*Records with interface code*
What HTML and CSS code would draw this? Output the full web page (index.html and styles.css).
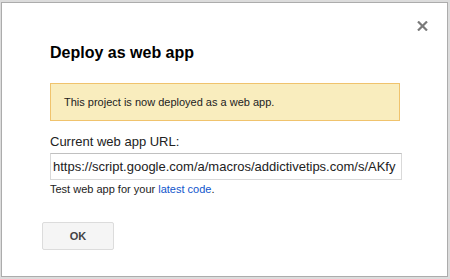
FILE: index.html
```html
<!doctype html>
<html lang="en">
  <head>
    <meta charset="UTF-8" />
    <meta name="viewport" content="width=device-width, initial-scale=1.0" />
    <title>Deploy as web app</title>
    <link rel="stylesheet" href="styles.css">
  </head>
  <body>
    <div class="dialog">
      <button class="close" title="Close">
        <svg width="11" height="10" viewBox="0 0 11 10">
          <path d="M1 0.5 L10 9.5 M10 0.5 L1 9.5" stroke="#7a7a7a" stroke-width="2.2" fill="none" />
        </svg>
      </button>

      <div class="dialog-body">
        <h1 class="title">Deploy as web app</h1>

        <div class="notice">This project is now deployed as a web app.</div>

        <label class="label" for="appUrl">Current web app URL:</label>
        <input type="text" id="appUrl" class="url" value="https://script.google.com/a/macros/addictivetips.com/s/AKfy" readonly />

        <div class="hint">Test web app for your <a href="#">latest code</a>.</div>
      </div>

      <div class="dialog-buttons">
        <button class="btn">OK</button>
      </div>
    </div>
  </body>
</html>
```

FILE: styles.css
```css
html,
body {
  margin: 0;
  height: 100%;
}

body {
  padding: 2px 2px 2px 1px;
  box-sizing: border-box;
  background-color: #dcdcdc;
  font-family: "Liberation Sans", Arial, sans-serif;
  color: #222;
}

.dialog {
  position: relative;
  box-sizing: border-box;
  width: 447px;
  height: 275px;
  background-color: #fff;
  border: 1px solid #acacac;
  padding-top: 40px;
}

.close {
  position: absolute;
  top: 18px;
  left: 415px;
  width: 11px;
  height: 10px;
  padding: 0;
  border: none;
  background: none;
  cursor: pointer;
}

.close svg {
  display: block;
}

.dialog-body {
  padding: 0 46px 0 48px;
}

.title {
  margin: 0;
  font-size: 16px;
  line-height: 20px;
  font-weight: bold;
  color: #000;
}

.notice {
  box-sizing: border-box;
  width: 350px;
  height: 38px;
  margin-top: 20px;
  padding: 0 13px;
  background-color: #f9edbe;
  border: 1px solid #f0c36d;
  font-size: 11px;
  line-height: 36px;
  color: #222;
}

.label {
  display: block;
  margin-top: 13px;
  font-size: 13px;
  line-height: 16px;
  color: #222;
}

.url {
  display: block;
  box-sizing: border-box;
  width: 352px;
  height: 27px;
  margin-top: 3px;
  padding: 0 0 0 2px;
  border: 1px solid #d9d9d9;
  border-top-color: #c0c0c0;
  font-family: "Liberation Sans", Arial, sans-serif;
  font-size: 13px;
  color: #222;
  outline: none;
}

.hint {
  margin-top: 2px;
  font-size: 11px;
  line-height: 14px;
  color: #222;
}

.hint a {
  color: #15c;
  text-decoration: none;
}

.dialog-buttons {
  padding: 26px 40px 0;
}

.btn {
  box-sizing: border-box;
  width: 72px;
  height: 28px;
  padding: 0;
  background-color: #f5f5f5;
  border: 1px solid #dcdcdc;
  border-radius: 2px;
  font-family: "Liberation Sans", Arial, sans-serif;
  font-size: 11px;
  font-weight: bold;
  color: #444;
  cursor: pointer;
}
```
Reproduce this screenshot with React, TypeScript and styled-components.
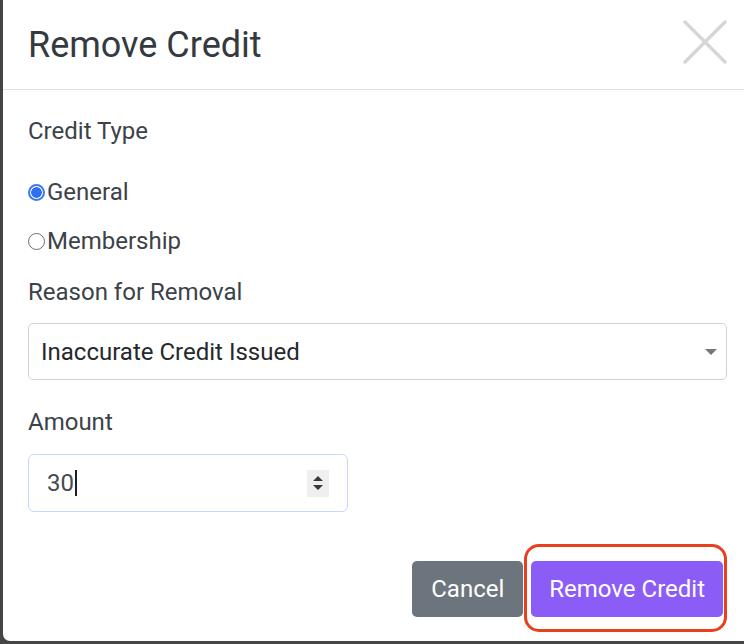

*STATED EXERCISE*
Give every record back exactly as it reads, with no images.

*WRITTEN ANSWER*
What HTML and CSS code would draw this? Output the full web page (index.html and styles.css).
FILE: index.html
```html
<!doctype html>
<html lang="en">
  <head>
    <meta charset="UTF-8" />
    <meta name="viewport" content="width=device-width, initial-scale=1.0" />
    <title>Deploy as web app</title>
    <link rel="stylesheet" href="styles.css">
  </head>
  <body>
    <div class="dialog">
      <button class="close" title="Close">
        <svg width="11" height="10" viewBox="0 0 11 10">
          <path d="M1 0.5 L10 9.5 M10 0.5 L1 9.5" stroke="#7a7a7a" stroke-width="2.2" fill="none" />
        </svg>
      </button>

      <div class="dialog-body">
        <h1 class="title">Deploy as web app</h1>

        <div class="notice">This project is now deployed as a web app.</div>

        <label class="label" for="appUrl">Current web app URL:</label>
        <input type="text" id="appUrl" class="url" value="https://script.google.com/a/macros/addictivetips.com/s/AKfy" readonly />

        <div class="hint">Test web app for your <a href="#">latest code</a>.</div>
      </div>

      <div class="dialog-buttons">
        <button class="btn">OK</button>
      </div>
    </div>
  </body>
</html>
```

FILE: styles.css
```css
html,
body {
  margin: 0;
  height: 100%;
}

body {
  padding: 2px 2px 2px 1px;
  box-sizing: border-box;
  background-color: #dcdcdc;
  font-family: "Liberation Sans", Arial, sans-serif;
  color: #222;
}

.dialog {
  position: relative;
  box-sizing: border-box;
  width: 447px;
  height: 275px;
  background-color: #fff;
  border: 1px solid #acacac;
  padding-top: 40px;
}

.close {
  position: absolute;
  top: 18px;
  left: 415px;
  width: 11px;
  height: 10px;
  padding: 0;
  border: none;
  background: none;
  cursor: pointer;
}

.close svg {
  display: block;
}

.dialog-body {
  padding: 0 46px 0 48px;
}

.title {
  margin: 0;
  font-size: 16px;
  line-height: 20px;
  font-weight: bold;
  color: #000;
}

.notice {
  box-sizing: border-box;
  width: 350px;
  height: 38px;
  margin-top: 20px;
  padding: 0 13px;
  background-color: #f9edbe;
  border: 1px solid #f0c36d;
  font-size: 11px;
  line-height: 36px;
  color: #222;
}

.label {
  display: block;
  margin-top: 13px;
  font-size: 13px;
  line-height: 16px;
  color: #222;
}

.url {
  display: block;
  box-sizing: border-box;
  width: 352px;
  height: 27px;
  margin-top: 3px;
  padding: 0 0 0 2px;
  border: 1px solid #d9d9d9;
  border-top-color: #c0c0c0;
  font-family: "Liberation Sans", Arial, sans-serif;
  font-size: 13px;
  color: #222;
  outline: none;
}

.hint {
  margin-top: 2px;
  font-size: 11px;
  line-height: 14px;
  color: #222;
}

.hint a {
  color: #15c;
  text-decoration: none;
}

.dialog-buttons {
  padding: 26px 40px 0;
}

.btn {
  box-sizing: border-box;
  width: 72px;
  height: 28px;
  padding: 0;
  background-color: #f5f5f5;
  border: 1px solid #dcdcdc;
  border-radius: 2px;
  font-family: "Liberation Sans", Arial, sans-serif;
  font-size: 11px;
  font-weight: bold;
  color: #444;
  cursor: pointer;
}
```
Reproduce this screenshot with React, TypeScript and styled-components.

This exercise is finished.